Woman boycotts hearing after Florida picks booster to hear Callaway assault case – CBS sports.com (blog)
Updated at 3 p.m.: The University of Florida’s public affairs office provided the following statement to CBS Sports, noting that it is prohibited under state and federal law from commenting on a specific student disciplinary matter.
Our student conduct process may be handled by a hearing officer, who could be a university employee or an outside professional, or by a committee of faculty and students.
Any hearing officer and all committee members are trained and vetted for their impartiality. A hearing officer or committee member would not be disqualified or lack objectivity simply because he or she had been a student athlete decades earlier or purchases athletic tickets as more than 90,000 people do each year.
A woman accusing two Florida football players of sexually assaulting her has decided to boycott her Title IX hearing because the school has appointed a football booster to adjudicate her case.
The woman alleges that players Treon Harris and Antonio Callaway sexually assaulted her in December.

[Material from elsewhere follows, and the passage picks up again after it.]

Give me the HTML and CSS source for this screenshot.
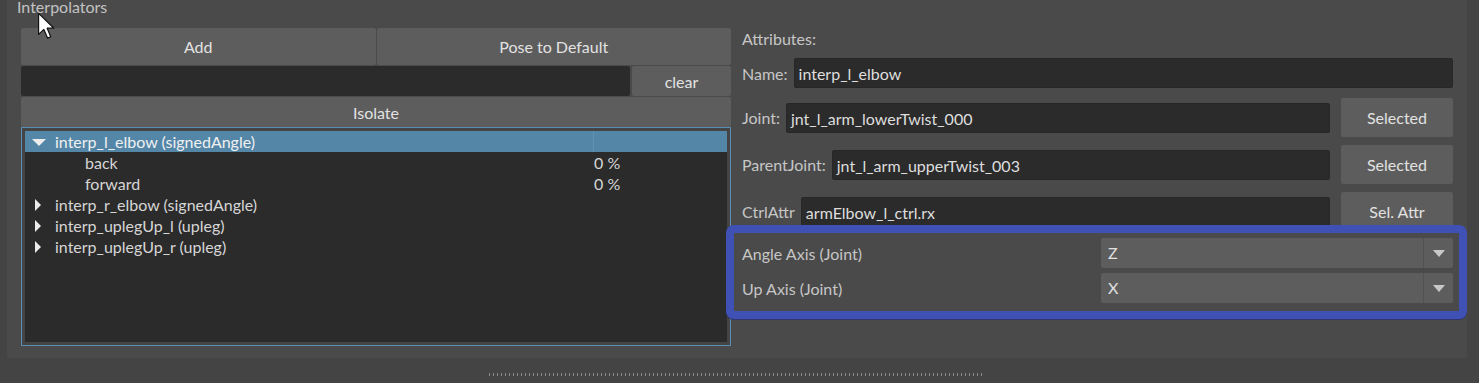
FILE: index.html
```html
<!DOCTYPE html>
<html lang="en">
  <head>
    <meta charset="UTF-8" />
    <meta name="viewport" content="width=device-width, initial-scale=1.0" />
    <title>Interpolators</title>
    <link rel="stylesheet" href="styles.css">
  </head>
  <body>
    <div class="panel">
      <div class="panel-title">Interpolators</div>
      <div class="panel-body">
        <div class="left">
          <div class="btn-row">
            <div class="btn">Add</div>
            <div class="btn">Pose to Default</div>
          </div>
          <div class="filter-row">
            <div class="field"></div>
            <div class="btn clear">clear</div>
          </div>
          <div class="btn isolate">Isolate</div>
          <div class="tree">
            <div class="tree-inner">
              <div class="row selected">
                <span class="toggle"><span class="arrow-down"></span></span>
                <span class="name">interp_l_elbow (signedAngle)</span>
                <span class="val"></span>
              </div>
              <div class="row child">
                <span class="name">back</span>
                <span class="val">0 %</span>
              </div>
              <div class="row child">
                <span class="name">forward</span>
                <span class="val">0 %</span>
              </div>
              <div class="row">
                <span class="toggle"><span class="arrow-right"></span></span>
                <span class="name">interp_r_elbow (signedAngle)</span>
                <span class="val"></span>
              </div>
              <div class="row">
                <span class="toggle"><span class="arrow-right"></span></span>
                <span class="name">interp_uplegUp_l (upleg)</span>
                <span class="val"></span>
              </div>
              <div class="row">
                <span class="toggle"><span class="arrow-right"></span></span>
                <span class="name">interp_uplegUp_r (upleg)</span>
                <span class="val"></span>
              </div>
            </div>
          </div>
        </div>

        <div class="right">
          <div class="attr-title">Attributes:</div>
          <div class="form-row name-row">
            <span class="label">Name:</span>
            <div class="input">interp_l_elbow</div>
          </div>
          <div class="form-row">
            <span class="label">Joint:</span>
            <div class="input">jnt_l_arm_lowerTwist_000</div>
            <div class="btn side-btn">Selected</div>
          </div>
          <div class="form-row">
            <span class="label">ParentJoint:</span>
            <div class="input">jnt_l_arm_upperTwist_003</div>
            <div class="btn side-btn">Selected</div>
          </div>
          <div class="form-row">
            <span class="label">CtrlAttr</span>
            <div class="input">armElbow_l_ctrl.rx</div>
            <div class="btn side-btn">Sel. Attr</div>
          </div>
          <div class="highlight">
            <div class="combo-row">
              <span class="label">Angle Axis (Joint)</span>
              <div class="combo"><span class="combo-text">Z</span><span class="combo-arrow"></span></div>
            </div>
            <div class="combo-row">
              <span class="label">Up Axis (Joint)</span>
              <div class="combo"><span class="combo-text">X</span><span class="combo-arrow"></span></div>
            </div>
          </div>
        </div>
      </div>
    </div>
    <div class="splitter"></div>

    <svg class="cursor" width="19" height="29" viewBox="0 0 14 22">
      <path d="M1 1 L1 17 L5 13.2 L7.8 19.8 L10.2 18.8 L7.5 12.3 L12.6 12.3 Z" fill="#fff" stroke="#111" stroke-width="0.9" stroke-linejoin="round"/>
    </svg>
  </body>
</html>
```

FILE: styles.css
```css
body {
  margin: 0;
  height: 383px;
  overflow: hidden;
  background-color: #444444;
  font-family: Lato, "Open Sans", sans-serif;
  font-size: 16px;
  color: #d8d8d8;
  position: relative;
}
.panel {
  margin: -5px 12px 0 7px;
  padding: 2px 14px 12px 14px;
  background-color: #4a4a4a;
}
.panel-title {
  height: 20px;
  line-height: 20px;
  margin-left: -4px;
  margin-bottom: 11px;
  color: #c2c2c2;
}
.panel-body {
  display: flex;
  gap: 6px;
}
.btn {
  background-color: #5d5d5d;
  color: #e2e2e2;
  border-radius: 2px;
  display: flex;
  align-items: center;
  justify-content: center;
  box-sizing: border-box;
}

/* left column */
.left {
  width: 710px;
  display: flex;
  flex-direction: column;
}
.btn-row {
  display: flex;
  gap: 1px;
  height: 37px;
}
.btn-row .btn {
  flex: 1;
}
.filter-row {
  display: flex;
  gap: 2px;
  height: 30px;
  margin-top: 1px;
}
.field {
  flex: 1;
  background-color: #2b2b2b;
  border-radius: 2px;
}
.clear {
  width: 99px;
}
.isolate {
  height: 30px;
  margin-top: 1px;
}
.tree {
  height: 219px;
  box-sizing: border-box;
  border: 1px solid #5b8db0;
  padding: 3px;
  background-color: #444444;
}
.tree-inner {
  height: 100%;
  background-color: #2b2b2b;
}
.row {
  height: 21px;
  display: flex;
  align-items: center;
  color: #d6d6d6;
}
.row .toggle {
  width: 30px;
  display: flex;
  align-items: center;
}
.row .name {
  width: 538px;
}
.row.child .name {
  width: 508px;
  padding-left: 60px;
}
.row .val {
  flex: 1;
  align-self: stretch;
  display: flex;
  align-items: center;
  padding-left: 1px;
}
.row.selected {
  background-color: #5486a8;
  color: #f0f0f0;
}
.row.selected .val {
  border-left: 1px solid #6391b0;
}
.arrow-down {
  margin-left: 7px;
  margin-top: 1px;
  width: 0;
  height: 0;
  border-left: 7px solid transparent;
  border-right: 7px solid transparent;
  border-top: 7px solid #ececec;
}
.arrow-right {
  margin-left: 10px;
  width: 0;
  height: 0;
  border-top: 6px solid transparent;
  border-bottom: 6px solid transparent;
  border-left: 6px solid #ececec;
}

/* right column */
.right {
  flex: 1;
  display: flex;
  flex-direction: column;
}
.label {
  color: #c6c6c6;
  white-space: nowrap;
}
.attr-title {
  height: 22px;
  line-height: 22px;
  padding-left: 5px;
  margin-bottom: 8px;
  color: #c6c6c6;
}
.form-row {
  display: flex;
  align-items: center;
  height: 39px;
  padding-left: 5px;
  gap: 6px;
  margin-top: 8px;
}
.form-row.name-row {
  height: 30px;
  margin-top: 0;
  margin-bottom: 2px;
}
.input {
  flex: 1;
  height: 30px;
  line-height: 30px;
  box-sizing: border-box;
  padding-left: 4px;
  background-color: #2b2b2b;
  border: 1px solid #272727;
  border-radius: 2px;
  color: #dedede;
}
.side-btn {
  width: 112px;
  height: 39px;
  margin-left: 5px;
}
.highlight {
  margin: -6px -14px 0 -11px;
  border: 8px solid #3f51b5;
  border-radius: 8px;
  padding: 5px 6px 8px 8px;
  background-color: #4a4a4a;
  box-shadow: 0 1px 0 #2f3670;
  display: flex;
  flex-direction: column;
  gap: 5px;
}
.combo-row {
  display: flex;
  align-items: center;
  height: 30px;
}
.combo-row .label {
  flex: 1;
}
.combo {
  width: 352px;
  height: 30px;
  display: flex;
  background-color: #5d5d5d;
  border-radius: 2px;
}
.combo-text {
  flex: 1;
  line-height: 30px;
  padding-left: 7px;
  color: #e0e0e0;
}
.combo-arrow {
  width: 29px;
  border-left: 1px solid #525252;
  display: flex;
  align-items: center;
  justify-content: center;
}
.combo-arrow::after {
  content: "";
  border-left: 6px solid transparent;
  border-right: 6px solid transparent;
  border-top: 7px solid #c8c8c8;
}

.splitter {
  width: 494px;
  height: 3px;
  margin: 15px 0 0 489px;
  background: repeating-linear-gradient(90deg, #8c8c8c 0 1px, transparent 1px 4px);
}
.cursor {
  position: absolute;
  left: 37px;
  top: 12px;
}
```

ESPN obtained a letter from the woman’s attorney, John Clune, to the UF deputy general counsel, Amy Hass, to inform the school of the alleged victim’s decision to boycott the Title IX hearing. Her parents and five witnesses are taking the same action
“This has been a difficult decision but as I previously indicated to you, the fact that UF has hired a football booster to adjudicate a sexual assault allegation against one of the team’s own football players is a fundamentally skewed process in which [the complainant] refuses to participate,” wrote Clune in the letter. “To be clear, [the complainant] remains very willing to participate in a fair and unbiased disciplinary process. Mr. Calloway’s behavior has had a great impact on her life and continuing as a student at UF is of great importance to her and her future.”
Schools are allowed to establish their own structure for Title IX hearing, but the U.S. Department of Education guidelines state “a school’s investigation and hearing process cannot be equitable unless they are impartial. Therefore, any real or perceived conflicts of interest between the fact-finder or decision-maker and the parties should be disclosed.”
The booster in question is attorney Jake Schickel, who not only received his law degree from Florida but was a track and field athlete at the school and remains a Gator Booster who donates thousands of dollars annually to the football, basketball and scholarship programs.
In a different letter to Hass, Clune makes it clear that he’s not questioning Shickel’s integrity or ability to hear the case, though he is pointing out the conflict of interest writing “quite frankly, short of finding a relative of Mr. Calloway, I’m not sure how UF could have found someone with more conflicts [than] Mr. Schickel.”
Amy Osteryoung, partner of the Gainesville, Florida, law firm Johnson & Osteryoung that is representing Callaway, was not impressed by the attorney’s move in a statement obtained by CBS Sports.
We have read what the complainant’s attorney has released to the press.
We consider his actions inappropriate and an attempt at intimidation.
Since the complainant’s attorney has chosen to go to the press in this matter, we assume that he will be releasing the hundreds of pages that made up the University of Florida’s investigation. We assume that he will be releasing the sworn affidavits in this case. We assume that he will be releasing the complainant’s text messages in the investigation. We assume that he will be releasing the complainant’s multitude of varying and conflicting stories.
We are not going to besmirch his client in the press. The totality of the investigation which is over one-thousand (1,000 pages) will do that for us. Our client has asked us not to release anything at this point. Because of the conduct of the complainant’s attorney, that may change in the future.
Both Callaway and Harris were suspended in January for violating the school’s code of conduct policy. Harris has since announced his decision to transfer from Florida and has been released from his scholarship. Callaway returned to team workouts and on-campus classes in the fall and was present for the first day of fall practice on Thursday.